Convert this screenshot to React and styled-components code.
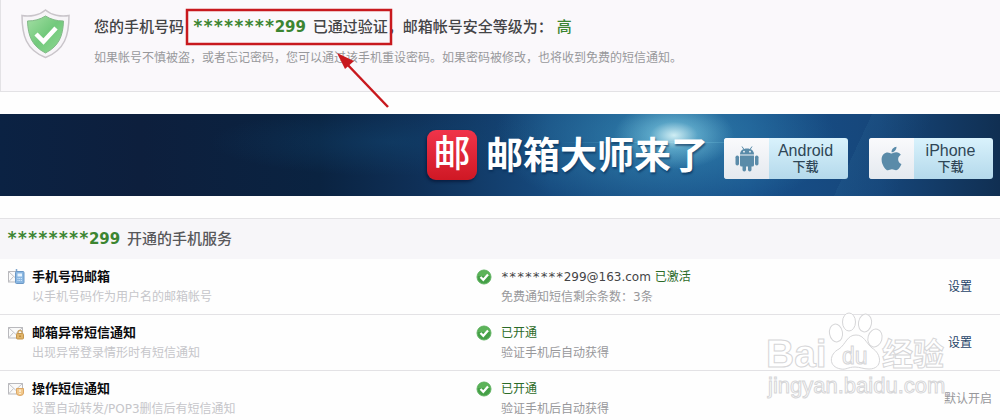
...
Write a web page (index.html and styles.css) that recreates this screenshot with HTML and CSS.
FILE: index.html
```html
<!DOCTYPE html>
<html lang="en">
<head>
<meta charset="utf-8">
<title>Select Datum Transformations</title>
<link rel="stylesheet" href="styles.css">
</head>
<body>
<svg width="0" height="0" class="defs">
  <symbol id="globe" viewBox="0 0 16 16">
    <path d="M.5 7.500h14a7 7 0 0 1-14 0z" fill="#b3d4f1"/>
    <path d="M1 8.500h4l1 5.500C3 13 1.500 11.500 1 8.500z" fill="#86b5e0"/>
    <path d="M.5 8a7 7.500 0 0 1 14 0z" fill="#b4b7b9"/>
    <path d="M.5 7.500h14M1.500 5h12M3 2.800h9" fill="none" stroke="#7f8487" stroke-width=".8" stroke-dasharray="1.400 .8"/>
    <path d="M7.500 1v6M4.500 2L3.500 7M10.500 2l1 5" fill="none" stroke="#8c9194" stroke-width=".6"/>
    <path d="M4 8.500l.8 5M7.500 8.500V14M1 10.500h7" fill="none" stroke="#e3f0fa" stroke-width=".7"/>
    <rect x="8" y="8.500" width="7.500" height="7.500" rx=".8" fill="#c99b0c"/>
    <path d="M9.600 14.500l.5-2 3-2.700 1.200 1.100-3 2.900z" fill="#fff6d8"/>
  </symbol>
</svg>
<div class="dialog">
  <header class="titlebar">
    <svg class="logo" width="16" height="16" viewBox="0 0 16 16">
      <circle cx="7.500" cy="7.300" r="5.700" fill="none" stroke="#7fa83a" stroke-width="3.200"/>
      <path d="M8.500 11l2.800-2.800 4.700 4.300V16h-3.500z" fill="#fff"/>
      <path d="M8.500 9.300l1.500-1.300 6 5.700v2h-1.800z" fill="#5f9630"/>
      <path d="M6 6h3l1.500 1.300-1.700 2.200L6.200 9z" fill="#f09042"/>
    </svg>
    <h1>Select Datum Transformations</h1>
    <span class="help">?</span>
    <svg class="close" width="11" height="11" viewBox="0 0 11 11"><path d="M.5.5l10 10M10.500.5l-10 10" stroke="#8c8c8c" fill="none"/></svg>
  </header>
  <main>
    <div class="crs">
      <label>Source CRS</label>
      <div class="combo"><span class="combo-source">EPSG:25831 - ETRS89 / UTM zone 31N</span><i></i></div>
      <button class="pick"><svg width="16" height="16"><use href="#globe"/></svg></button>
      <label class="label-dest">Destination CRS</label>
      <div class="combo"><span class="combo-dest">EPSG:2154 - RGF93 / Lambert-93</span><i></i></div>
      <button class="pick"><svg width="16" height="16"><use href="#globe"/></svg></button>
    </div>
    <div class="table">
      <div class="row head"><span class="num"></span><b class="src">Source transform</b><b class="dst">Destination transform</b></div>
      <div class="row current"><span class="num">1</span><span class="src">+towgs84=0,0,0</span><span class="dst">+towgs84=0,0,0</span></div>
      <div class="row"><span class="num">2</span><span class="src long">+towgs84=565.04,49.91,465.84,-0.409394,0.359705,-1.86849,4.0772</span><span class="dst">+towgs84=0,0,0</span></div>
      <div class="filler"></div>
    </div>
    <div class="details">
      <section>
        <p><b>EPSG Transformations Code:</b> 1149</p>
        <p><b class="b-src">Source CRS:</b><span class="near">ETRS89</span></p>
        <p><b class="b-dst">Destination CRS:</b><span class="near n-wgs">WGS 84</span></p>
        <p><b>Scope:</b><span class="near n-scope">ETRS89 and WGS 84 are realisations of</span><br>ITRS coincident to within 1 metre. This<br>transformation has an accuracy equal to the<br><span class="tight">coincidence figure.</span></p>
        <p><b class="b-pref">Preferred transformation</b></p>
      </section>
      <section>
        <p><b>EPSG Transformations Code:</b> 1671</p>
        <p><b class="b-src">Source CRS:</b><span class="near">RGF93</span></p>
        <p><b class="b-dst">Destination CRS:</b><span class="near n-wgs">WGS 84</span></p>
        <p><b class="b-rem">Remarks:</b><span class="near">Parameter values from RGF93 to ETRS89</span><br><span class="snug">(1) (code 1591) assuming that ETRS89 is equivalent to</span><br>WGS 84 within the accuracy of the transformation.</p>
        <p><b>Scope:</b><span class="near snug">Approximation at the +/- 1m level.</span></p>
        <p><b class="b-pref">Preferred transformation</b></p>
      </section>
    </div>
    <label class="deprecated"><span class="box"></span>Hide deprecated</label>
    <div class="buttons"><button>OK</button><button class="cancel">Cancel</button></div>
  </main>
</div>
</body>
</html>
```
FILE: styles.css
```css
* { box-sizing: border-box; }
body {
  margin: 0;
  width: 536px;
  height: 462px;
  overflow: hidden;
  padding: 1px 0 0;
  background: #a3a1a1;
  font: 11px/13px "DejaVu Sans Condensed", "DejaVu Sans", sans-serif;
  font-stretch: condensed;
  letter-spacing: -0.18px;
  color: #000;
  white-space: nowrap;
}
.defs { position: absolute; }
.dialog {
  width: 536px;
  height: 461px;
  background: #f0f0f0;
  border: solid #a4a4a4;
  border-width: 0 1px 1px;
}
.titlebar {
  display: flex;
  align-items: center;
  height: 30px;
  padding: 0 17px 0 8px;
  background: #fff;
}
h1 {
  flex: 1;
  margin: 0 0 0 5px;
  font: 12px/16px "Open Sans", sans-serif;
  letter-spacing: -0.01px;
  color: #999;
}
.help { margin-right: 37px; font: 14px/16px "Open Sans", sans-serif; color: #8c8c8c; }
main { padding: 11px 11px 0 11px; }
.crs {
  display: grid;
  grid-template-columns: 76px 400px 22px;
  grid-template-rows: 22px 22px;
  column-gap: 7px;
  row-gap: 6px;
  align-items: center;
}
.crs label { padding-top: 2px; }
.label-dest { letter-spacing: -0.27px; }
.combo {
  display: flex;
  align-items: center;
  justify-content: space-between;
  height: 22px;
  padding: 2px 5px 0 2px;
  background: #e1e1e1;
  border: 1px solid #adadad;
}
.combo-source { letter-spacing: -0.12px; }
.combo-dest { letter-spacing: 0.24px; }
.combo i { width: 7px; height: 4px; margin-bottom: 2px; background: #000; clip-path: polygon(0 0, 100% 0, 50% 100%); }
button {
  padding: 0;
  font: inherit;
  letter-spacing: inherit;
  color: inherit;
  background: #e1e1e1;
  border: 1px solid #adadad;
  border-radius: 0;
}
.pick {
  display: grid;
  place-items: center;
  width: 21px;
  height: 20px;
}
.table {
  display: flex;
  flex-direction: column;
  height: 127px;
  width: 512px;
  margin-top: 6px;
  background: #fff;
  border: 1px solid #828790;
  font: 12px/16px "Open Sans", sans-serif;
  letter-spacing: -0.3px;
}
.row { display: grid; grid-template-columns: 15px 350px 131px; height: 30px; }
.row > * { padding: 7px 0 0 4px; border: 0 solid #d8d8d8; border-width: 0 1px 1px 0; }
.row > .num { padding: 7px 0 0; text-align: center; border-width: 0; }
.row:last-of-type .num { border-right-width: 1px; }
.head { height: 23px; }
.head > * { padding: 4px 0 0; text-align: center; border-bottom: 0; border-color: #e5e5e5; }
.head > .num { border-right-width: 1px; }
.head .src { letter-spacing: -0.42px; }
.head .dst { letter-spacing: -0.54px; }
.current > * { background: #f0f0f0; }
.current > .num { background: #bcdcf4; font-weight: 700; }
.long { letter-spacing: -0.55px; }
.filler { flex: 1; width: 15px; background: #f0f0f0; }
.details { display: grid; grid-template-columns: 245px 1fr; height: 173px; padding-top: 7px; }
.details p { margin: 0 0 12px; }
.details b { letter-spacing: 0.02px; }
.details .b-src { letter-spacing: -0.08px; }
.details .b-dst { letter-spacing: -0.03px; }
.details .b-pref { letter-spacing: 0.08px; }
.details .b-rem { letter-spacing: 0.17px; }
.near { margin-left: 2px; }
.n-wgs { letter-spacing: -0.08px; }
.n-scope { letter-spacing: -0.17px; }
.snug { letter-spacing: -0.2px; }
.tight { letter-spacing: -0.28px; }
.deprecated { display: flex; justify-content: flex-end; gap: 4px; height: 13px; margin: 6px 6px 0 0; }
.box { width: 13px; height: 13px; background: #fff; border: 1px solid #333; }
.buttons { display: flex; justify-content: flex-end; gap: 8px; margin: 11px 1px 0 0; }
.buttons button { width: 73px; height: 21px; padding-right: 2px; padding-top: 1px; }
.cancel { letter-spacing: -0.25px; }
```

_EXERCISE DESCRIPTION_:
Extract each line holding the string "styles".

_COMPLETE ANSWER_:
Write a web page (index.html and styles.css) that recreates this screenshot with HTML and CSS.
<link rel="stylesheet" href="styles.css">
FILE: styles.css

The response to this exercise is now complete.